# Your instructions:
Show each line from the listing that includes the word "page".

►

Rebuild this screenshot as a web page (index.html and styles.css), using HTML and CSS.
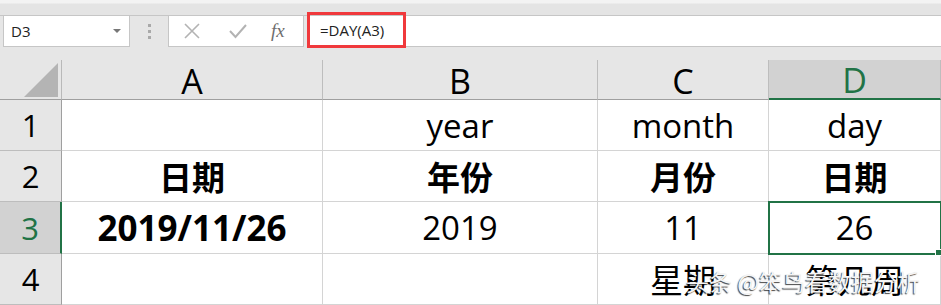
FILE: index.html
```html
<!DOCTYPE html>
<html lang="zh-CN">
<head>
  <meta charset="UTF-8">
  <title>DAY 函数</title>
  <link rel="stylesheet" href="styles.css">
</head>
<body>
  <div class="app">
    <!-- ribbon edge above the formula bar -->
    <div class="ribbon-edge"></div>

    <div class="formula-bar">
      <div class="name-box">
        <span>D3</span>
        <span class="caret"></span>
      </div>
      <div class="grip"><i></i><i></i><i></i></div>
      <div class="fx-box">
        <svg width="18" height="18" viewBox="0 0 18 18"><path d="M2 2 L16 16 M16 2 L2 16" stroke="#b3b3b3" stroke-width="1.6" fill="none"/></svg>
        <svg width="20" height="18" viewBox="0 0 20 18"><path d="M2 9 L7.5 15 L18 3" stroke="#b3b3b3" stroke-width="2" fill="none"/></svg>
        <span class="fx">fx</span>
      </div>
      <div class="formula-input">
        <span class="formula-text">=DAY(A3)</span>
      </div>
    </div>

    <div class="sheet">
      <div class="corner"><span class="corner-tri"></span></div>
      <div class="col-head">A</div>
      <div class="col-head">B</div>
      <div class="col-head">C</div>
      <div class="col-head active">D</div>

      <div class="row-head">1</div>
      <div class="cell"></div>
      <div class="cell">year</div>
      <div class="cell">month</div>
      <div class="cell">day</div>

      <div class="row-head">2</div>
      <div class="cell bold">日期</div>
      <div class="cell bold">年份</div>
      <div class="cell bold">月份</div>
      <div class="cell bold">日期</div>

      <div class="row-head active">3</div>
      <div class="cell bold date">2019/11/26</div>
      <div class="cell">2019</div>
      <div class="cell">11</div>
      <div class="cell selected">26<span class="fill-handle"></span></div>

      <div class="row-head">4</div>
      <div class="cell"></div>
      <div class="cell"></div>
      <div class="cell">星期</div>
      <div class="cell">第几周</div>
    </div>

    <div class="watermark">头条 @笨鸟看数据分析</div>
  </div>
</body>
</html>
```

FILE: styles.css
```css
/* Basic page */
body {
  margin: 0;
  background: #e6e6e6;
  font-family: "Open Sans", "Noto Sans CJK SC", sans-serif;
  color: #000;
}

.app {
  position: relative;
  width: 941px;
  height: 305px;
  overflow: hidden;
}

.ribbon-edge {
  height: 15px;
  background: linear-gradient(#f3f3f3 0, #f3f3f3 3px, #e4e4e4 4px, #e4e4e4 100%);
  border-bottom: 1px solid #c6c6c6;
}

/* Formula bar */
.formula-bar {
  display: flex;
  height: 31px;
  background: #e6e6e6;
}

.name-box {
  box-sizing: border-box;
  display: flex;
  align-items: center;
  justify-content: space-between;
  width: 127px;
  margin-left: 3px;
  padding: 0 8px 0 7px;
  background: #fff;
  border: 1px solid #c6c6c6;
  border-top: 0;
  font-size: 15px;
  color: #222;
}

.caret {
  width: 0;
  height: 0;
  border-left: 4px solid transparent;
  border-right: 4px solid transparent;
  border-top: 4px solid #777;
}

.grip {
  display: flex;
  flex-direction: column;
  justify-content: center;
  gap: 3px;
  width: 38px;
  align-items: center;
}

.grip i {
  display: block;
  width: 3px;
  height: 3px;
  background: #a9a9a9;
}

.fx-box {
  box-sizing: border-box;
  display: flex;
  align-items: center;
  width: 136px;
  padding-left: 14px;
  gap: 27px;
  background: #fff;
  border: 1px solid #c6c6c6;
  border-top: 0;
}

.fx {
  margin-left: -4px;
  font-family: "Liberation Serif", serif;
  font-style: italic;
  font-size: 19px;
  color: #6e6e6e;
}

.formula-input {
  flex: 1;
  position: relative;
  margin-left: 3px;
  background: #fff;
  border-bottom: 1px solid #c6c6c6;
  font-size: 15px;
  color: #222;
}

.formula-text {
  position: absolute;
  left: 0;
  top: -4px;
  width: 83px;
  height: 30px;
  border: 3px solid #f0393c;
  padding-left: 10px;
  line-height: 30px;
}

/* Sheet grid */
.sheet {
  display: grid;
  grid-template-columns: 62px 261px 275px 171px 172px;
  grid-template-rows: 40px 51px 51px 52px 51px;
  margin-top: 13px;
  background: #fff;
}

.corner,
.col-head,
.row-head {
  box-sizing: border-box;
  background: #e6e6e6;
  display: flex;
  align-items: center;
  justify-content: center;
}

.corner {
  position: relative;
  border-right: 1px solid #b9b9b9;
  border-bottom: 1px solid #9f9f9f;
}

.corner-tri {
  position: absolute;
  right: 3px;
  bottom: 2px;
  width: 0;
  height: 0;
  border-left: 34px solid transparent;
  border-bottom: 34px solid #b4b4b4;
}

.col-head {
  font-size: 34px;
  border-right: 1px solid #bdbdbd;
  border-bottom: 1px solid #9f9f9f;
  padding-top: 2px;
}

.col-head.active {
  background: #d2d2d2;
  color: #217346;
  border-bottom: 2px solid #217346;
}

.row-head {
  font-size: 31px;
  border-right: 1px solid #9f9f9f;
  border-bottom: 1px solid #bdbdbd;
}

.row-head.active {
  background: #d2d2d2;
  color: #217346;
  border-right: 2px solid #217346;
}

.cell {
  box-sizing: border-box;
  display: flex;
  align-items: center;
  justify-content: center;
  font-size: 33px;
  border-right: 1px solid #d4d4d4;
  border-bottom: 1px solid #d4d4d4;
}

.cell.bold {
  font-weight: bold;
}

.cell.date {
  font-size: 35px;
}

.cell.selected {
  position: relative;
  outline: 2px solid #217346;
  outline-offset: -1px;
}

.fill-handle {
  position: absolute;
  right: -2px;
  bottom: -3px;
  width: 5px;
  height: 5px;
  background: #217346;
  border: 1px solid #fff;
}

/* Watermark over row 4 */
.watermark {
  position: absolute;
  left: 686px;
  top: 264px;
  font-family: "Noto Sans CJK SC", sans-serif;
  font-size: 23px;
  color: #f5f5f5;
  text-shadow: -1px 1px 1px rgba(0, 0, 0, 0.75);
  white-space: nowrap;
}
```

◄

# Complete output:
Rebuild this screenshot as a web page (index.html and styles.css), using HTML and CSS.
/* Basic page */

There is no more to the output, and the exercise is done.